**WRITTEN EXERCISE**
Reproduce the listing below exactly. Pictures do not belong in the copy.

**DATA EXTRACT**
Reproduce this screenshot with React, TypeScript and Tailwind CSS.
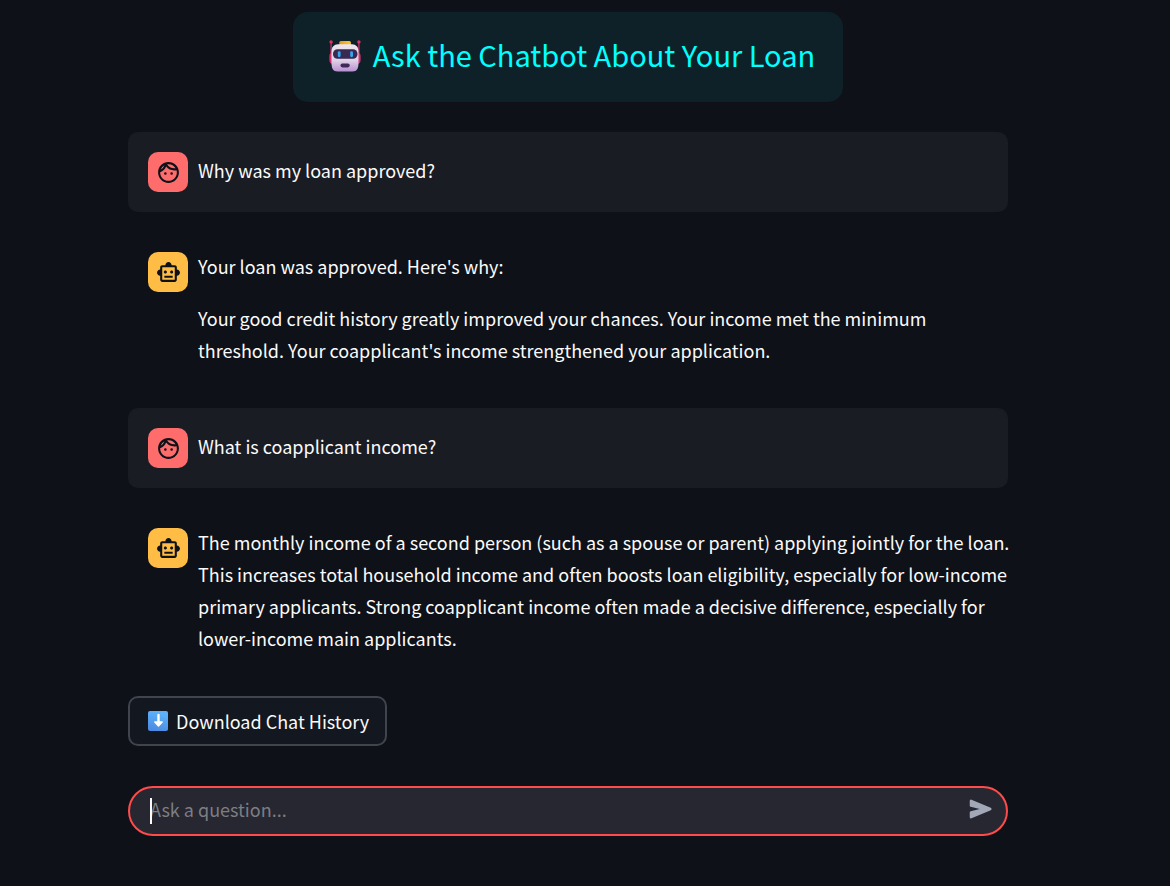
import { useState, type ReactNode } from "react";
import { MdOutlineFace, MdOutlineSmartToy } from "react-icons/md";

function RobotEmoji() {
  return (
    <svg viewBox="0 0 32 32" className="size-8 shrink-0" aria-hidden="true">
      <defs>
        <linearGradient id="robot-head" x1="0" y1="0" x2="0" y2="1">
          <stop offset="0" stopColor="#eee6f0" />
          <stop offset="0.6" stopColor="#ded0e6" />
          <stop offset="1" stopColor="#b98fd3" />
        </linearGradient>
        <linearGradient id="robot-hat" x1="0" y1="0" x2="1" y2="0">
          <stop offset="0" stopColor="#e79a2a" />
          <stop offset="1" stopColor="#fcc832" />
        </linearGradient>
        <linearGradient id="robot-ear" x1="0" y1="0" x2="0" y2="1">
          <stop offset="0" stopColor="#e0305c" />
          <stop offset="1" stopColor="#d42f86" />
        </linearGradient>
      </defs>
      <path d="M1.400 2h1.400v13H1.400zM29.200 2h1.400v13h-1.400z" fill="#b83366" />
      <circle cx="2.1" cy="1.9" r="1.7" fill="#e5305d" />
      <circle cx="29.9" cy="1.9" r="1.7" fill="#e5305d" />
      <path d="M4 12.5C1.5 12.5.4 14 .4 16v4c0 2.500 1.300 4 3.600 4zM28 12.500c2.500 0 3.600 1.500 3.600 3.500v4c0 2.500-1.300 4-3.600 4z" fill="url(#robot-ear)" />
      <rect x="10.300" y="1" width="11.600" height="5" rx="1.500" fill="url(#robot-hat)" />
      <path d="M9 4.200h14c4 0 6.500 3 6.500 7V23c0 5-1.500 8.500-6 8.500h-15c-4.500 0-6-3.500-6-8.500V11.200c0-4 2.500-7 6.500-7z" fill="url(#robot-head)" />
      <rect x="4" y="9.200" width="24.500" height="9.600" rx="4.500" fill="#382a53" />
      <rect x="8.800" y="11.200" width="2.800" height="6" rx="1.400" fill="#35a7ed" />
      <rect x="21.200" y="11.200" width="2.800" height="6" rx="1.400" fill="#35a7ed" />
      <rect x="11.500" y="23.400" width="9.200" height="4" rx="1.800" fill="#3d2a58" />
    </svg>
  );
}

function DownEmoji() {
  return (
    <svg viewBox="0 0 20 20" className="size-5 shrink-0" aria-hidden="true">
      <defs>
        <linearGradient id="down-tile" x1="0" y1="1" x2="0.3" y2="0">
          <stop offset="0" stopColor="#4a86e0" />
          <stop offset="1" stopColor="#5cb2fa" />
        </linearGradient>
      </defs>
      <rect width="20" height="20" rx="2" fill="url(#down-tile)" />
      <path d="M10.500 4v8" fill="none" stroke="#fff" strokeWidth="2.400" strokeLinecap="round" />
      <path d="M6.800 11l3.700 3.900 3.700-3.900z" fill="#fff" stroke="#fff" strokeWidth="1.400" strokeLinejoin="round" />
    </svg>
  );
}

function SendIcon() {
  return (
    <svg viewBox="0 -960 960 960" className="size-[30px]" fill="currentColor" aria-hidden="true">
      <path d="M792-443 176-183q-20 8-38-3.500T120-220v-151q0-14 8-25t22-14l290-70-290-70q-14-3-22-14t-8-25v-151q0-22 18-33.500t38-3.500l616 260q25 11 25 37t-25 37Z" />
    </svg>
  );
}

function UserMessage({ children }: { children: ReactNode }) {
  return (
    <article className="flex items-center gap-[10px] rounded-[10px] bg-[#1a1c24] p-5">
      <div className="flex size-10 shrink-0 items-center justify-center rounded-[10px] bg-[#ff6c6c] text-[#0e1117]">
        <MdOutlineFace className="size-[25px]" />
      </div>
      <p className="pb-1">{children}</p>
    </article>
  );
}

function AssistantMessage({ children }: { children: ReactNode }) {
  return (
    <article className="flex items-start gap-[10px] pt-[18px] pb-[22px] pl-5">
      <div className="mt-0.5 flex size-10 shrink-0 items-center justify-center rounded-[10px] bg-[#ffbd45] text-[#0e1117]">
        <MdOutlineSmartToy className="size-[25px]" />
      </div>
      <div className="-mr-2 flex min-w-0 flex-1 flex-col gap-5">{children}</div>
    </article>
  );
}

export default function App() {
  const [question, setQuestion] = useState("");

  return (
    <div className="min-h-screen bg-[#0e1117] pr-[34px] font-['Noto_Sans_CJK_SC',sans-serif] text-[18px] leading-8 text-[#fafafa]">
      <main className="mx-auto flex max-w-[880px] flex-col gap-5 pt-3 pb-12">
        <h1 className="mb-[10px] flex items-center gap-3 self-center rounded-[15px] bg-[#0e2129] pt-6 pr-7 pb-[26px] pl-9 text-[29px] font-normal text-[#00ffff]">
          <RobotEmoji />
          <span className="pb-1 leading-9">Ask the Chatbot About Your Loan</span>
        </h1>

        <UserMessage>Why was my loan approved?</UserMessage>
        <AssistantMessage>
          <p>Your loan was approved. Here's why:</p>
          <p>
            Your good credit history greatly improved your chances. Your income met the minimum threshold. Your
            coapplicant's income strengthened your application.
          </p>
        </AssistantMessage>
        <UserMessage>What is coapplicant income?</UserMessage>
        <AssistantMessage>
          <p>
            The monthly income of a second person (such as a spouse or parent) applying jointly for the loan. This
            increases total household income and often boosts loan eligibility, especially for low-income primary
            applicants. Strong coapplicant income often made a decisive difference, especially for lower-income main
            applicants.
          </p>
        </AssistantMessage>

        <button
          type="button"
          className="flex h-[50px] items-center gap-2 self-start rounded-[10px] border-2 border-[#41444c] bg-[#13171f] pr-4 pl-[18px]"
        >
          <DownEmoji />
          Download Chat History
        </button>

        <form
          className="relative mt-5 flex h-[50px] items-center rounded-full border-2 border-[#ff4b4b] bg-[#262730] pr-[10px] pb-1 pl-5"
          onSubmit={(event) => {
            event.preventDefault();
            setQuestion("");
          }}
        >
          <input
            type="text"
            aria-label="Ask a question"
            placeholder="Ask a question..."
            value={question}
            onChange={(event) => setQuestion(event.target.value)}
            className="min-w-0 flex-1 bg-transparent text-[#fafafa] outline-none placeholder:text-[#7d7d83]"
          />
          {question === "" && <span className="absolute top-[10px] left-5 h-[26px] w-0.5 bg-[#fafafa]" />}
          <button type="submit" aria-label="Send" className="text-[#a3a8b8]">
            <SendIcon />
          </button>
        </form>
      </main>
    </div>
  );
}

**TASK ANSWER**
Reproduce this screenshot with React, TypeScript and Tailwind CSS.
import { useState, type ReactNode } from "react";
import { MdOutlineFace, MdOutlineSmartToy } from "react-icons/md";

function RobotEmoji() {
  return (
    <svg viewBox="0 0 32 32" className="size-8 shrink-0" aria-hidden="true">
      <defs>
        <linearGradient id="robot-head" x1="0" y1="0" x2="0" y2="1">
          <stop offset="0" stopColor="#eee6f0" />
          <stop offset="0.6" stopColor="#ded0e6" />
          <stop offset="1" stopColor="#b98fd3" />
        </linearGradient>
        <linearGradient id="robot-hat" x1="0" y1="0" x2="1" y2="0">
          <stop offset="0" stopColor="#e79a2a" />
          <stop offset="1" stopColor="#fcc832" />
        </linearGradient>
        <linearGradient id="robot-ear" x1="0" y1="0" x2="0" y2="1">
          <stop offset="0" stopColor="#e0305c" />
          <stop offset="1" stopColor="#d42f86" />
        </linearGradient>
      </defs>
      <path d="M1.400 2h1.400v13H1.400zM29.200 2h1.400v13h-1.400z" fill="#b83366" />
      <circle cx="2.1" cy="1.9" r="1.7" fill="#e5305d" />
      <circle cx="29.9" cy="1.9" r="1.7" fill="#e5305d" />
      <path d="M4 12.5C1.5 12.5.4 14 .4 16v4c0 2.500 1.300 4 3.600 4zM28 12.500c2.500 0 3.600 1.500 3.600 3.500v4c0 2.500-1.300 4-3.600 4z" fill="url(#robot-ear)" />
      <rect x="10.300" y="1" width="11.600" height="5" rx="1.500" fill="url(#robot-hat)" />
      <path d="M9 4.200h14c4 0 6.500 3 6.500 7V23c0 5-1.500 8.500-6 8.500h-15c-4.500 0-6-3.500-6-8.500V11.200c0-4 2.500-7 6.500-7z" fill="url(#robot-head)" />
      <rect x="4" y="9.200" width="24.500" height="9.600" rx="4.500" fill="#382a53" />
      <rect x="8.800" y="11.200" width="2.800" height="6" rx="1.400" fill="#35a7ed" />
      <rect x="21.200" y="11.200" width="2.800" height="6" rx="1.400" fill="#35a7ed" />
      <rect x="11.500" y="23.400" width="9.200" height="4" rx="1.800" fill="#3d2a58" />
    </svg>
  );
}

function DownEmoji() {
  return (
    <svg viewBox="0 0 20 20" className="size-5 shrink-0" aria-hidden="true">
      <defs>
        <linearGradient id="down-tile" x1="0" y1="1" x2="0.3" y2="0">
          <stop offset="0" stopColor="#4a86e0" />
          <stop offset="1" stopColor="#5cb2fa" />
        </linearGradient>
      </defs>
      <rect width="20" height="20" rx="2" fill="url(#down-tile)" />
      <path d="M10.500 4v8" fill="none" stroke="#fff" strokeWidth="2.400" strokeLinecap="round" />
      <path d="M6.800 11l3.700 3.900 3.700-3.900z" fill="#fff" stroke="#fff" strokeWidth="1.400" strokeLinejoin="round" />
    </svg>
  );
}

function SendIcon() {
  return (
    <svg viewBox="0 -960 960 960" className="size-[30px]" fill="currentColor" aria-hidden="true">
      <path d="M792-443 176-183q-20 8-38-3.500T120-220v-151q0-14 8-25t22-14l290-70-290-70q-14-3-22-14t-8-25v-151q0-22 18-33.500t38-3.500l616 260q25 11 25 37t-25 37Z" />
    </svg>
  );
}

function UserMessage({ children }: { children: ReactNode }) {
  return (
    <article className="flex items-center gap-[10px] rounded-[10px] bg-[#1a1c24] p-5">
      <div className="flex size-10 shrink-0 items-center justify-center rounded-[10px] bg-[#ff6c6c] text-[#0e1117]">
        <MdOutlineFace className="size-[25px]" />
      </div>
      <p className="pb-1">{children}</p>
    </article>
  );
}

function AssistantMessage({ children }: { children: ReactNode }) {
  return (
    <article className="flex items-start gap-[10px] pt-[18px] pb-[22px] pl-5">
      <div className="mt-0.5 flex size-10 shrink-0 items-center justify-center rounded-[10px] bg-[#ffbd45] text-[#0e1117]">
        <MdOutlineSmartToy className="size-[25px]" />
      </div>
      <div className="-mr-2 flex min-w-0 flex-1 flex-col gap-5">{children}</div>
    </article>
  );
}

export default function App() {
  const [question, setQuestion] = useState("");

  return (
    <div className="min-h-screen bg-[#0e1117] pr-[34px] font-['Noto_Sans_CJK_SC',sans-serif] text-[18px] leading-8 text-[#fafafa]">
      <main className="mx-auto flex max-w-[880px] flex-col gap-5 pt-3 pb-12">
        <h1 className="mb-[10px] flex items-center gap-3 self-center rounded-[15px] bg-[#0e2129] pt-6 pr-7 pb-[26px] pl-9 text-[29px] font-normal text-[#00ffff]">
          <RobotEmoji />
          <span className="pb-1 leading-9">Ask the Chatbot About Your Loan</span>
        </h1>

        <UserMessage>Why was my loan approved?</UserMessage>
        <AssistantMessage>
          <p>Your loan was approved. Here's why:</p>
          <p>
            Your good credit history greatly improved your chances. Your income met the minimum threshold. Your
            coapplicant's income strengthened your application.
          </p>
        </AssistantMessage>
        <UserMessage>What is coapplicant income?</UserMessage>
        <AssistantMessage>
          <p>
            The monthly income of a second person (such as a spouse or parent) applying jointly for the loan. This
            increases total household income and often boosts loan eligibility, especially for low-income primary
            applicants. Strong coapplicant income often made a decisive difference, especially for lower-income main
            applicants.
          </p>
        </AssistantMessage>

        <button
          type="button"
          className="flex h-[50px] items-center gap-2 self-start rounded-[10px] border-2 border-[#41444c] bg-[#13171f] pr-4 pl-[18px]"
        >
          <DownEmoji />
          Download Chat History
        </button>

        <form
          className="relative mt-5 flex h-[50px] items-center rounded-full border-2 border-[#ff4b4b] bg-[#262730] pr-[10px] pb-1 pl-5"
          onSubmit={(event) => {
            event.preventDefault();
            setQuestion("");
          }}
        >
          <input
            type="text"
            aria-label="Ask a question"
            placeholder="Ask a question..."
            value={question}
            onChange={(event) => setQuestion(event.target.value)}
            className="min-w-0 flex-1 bg-transparent text-[#fafafa] outline-none placeholder:text-[#7d7d83]"
          />
          {question === "" && <span className="absolute top-[10px] left-5 h-[26px] w-0.5 bg-[#fafafa]" />}
          <button type="submit" aria-label="Send" className="text-[#a3a8b8]">
            <SendIcon />
          </button>
        </form>
      </main>
    </div>
  );
}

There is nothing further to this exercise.